I studied physics at UC Berkeley

BA Physics 2005

Attending Cal was one of the most challenging and rewarding experiences of my life. As part of the physics curriculum I completed courses in classical, quantum, and statistical mechanics, electromagnetism, optics, solid state physics, particle physics, and electronics. I also took the opportunity to take upper-division courses in applied mathematics, computer science, and history. My cumulative GPA was 3.82.

While attending Berkeley I worked as a software engineer at Lawrence Berkeley National Lab.

Following a summer internship, I was hired to work with the Nearby Supernova Factory (SNF), a scientific collaboration dedicated to exploring the nature of the universe's dark energy through observations of type Ia supernovae. I supported their scientific mission by improving and integrating multiple camera and telescope control systems (written primarily in C/C++). A particularly noteworthy project involved enhancing their telescope controller to enable automatic tracking of moving objects. This allowed SNF to train their unique spectrographic cameras and data processing pipeline on the debris of comet Tempel 1 that resulted from NASA's Deep Impact space probe.
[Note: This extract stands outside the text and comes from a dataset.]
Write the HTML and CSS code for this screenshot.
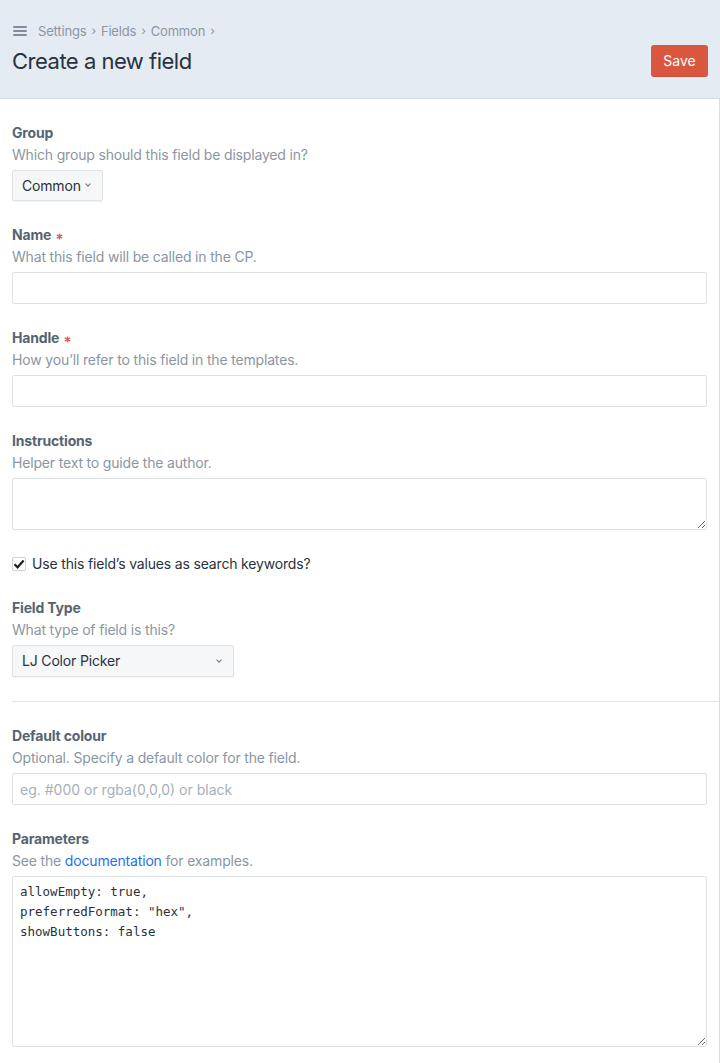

This project resulted in a co-authored article in Icarus.

Visible and near-infrared spectrophotometry of the Deep Impact ejecta of Comet 9P/Tempel 1
Klaus W. Hodapp, Greg Aldering, Karen J. Meech, Anita L. Cochran, Pierre Antilogus, Emmanual Pécontal, William Chickering, Nathalie Blanc, Yannick Copin, David K. Lynch, Richard J. Rudy, S. Mazuk, Catherine C. Venturini, Richard C. Puetter, Raleigh B. Perry, Icarus 187, 185 (2007).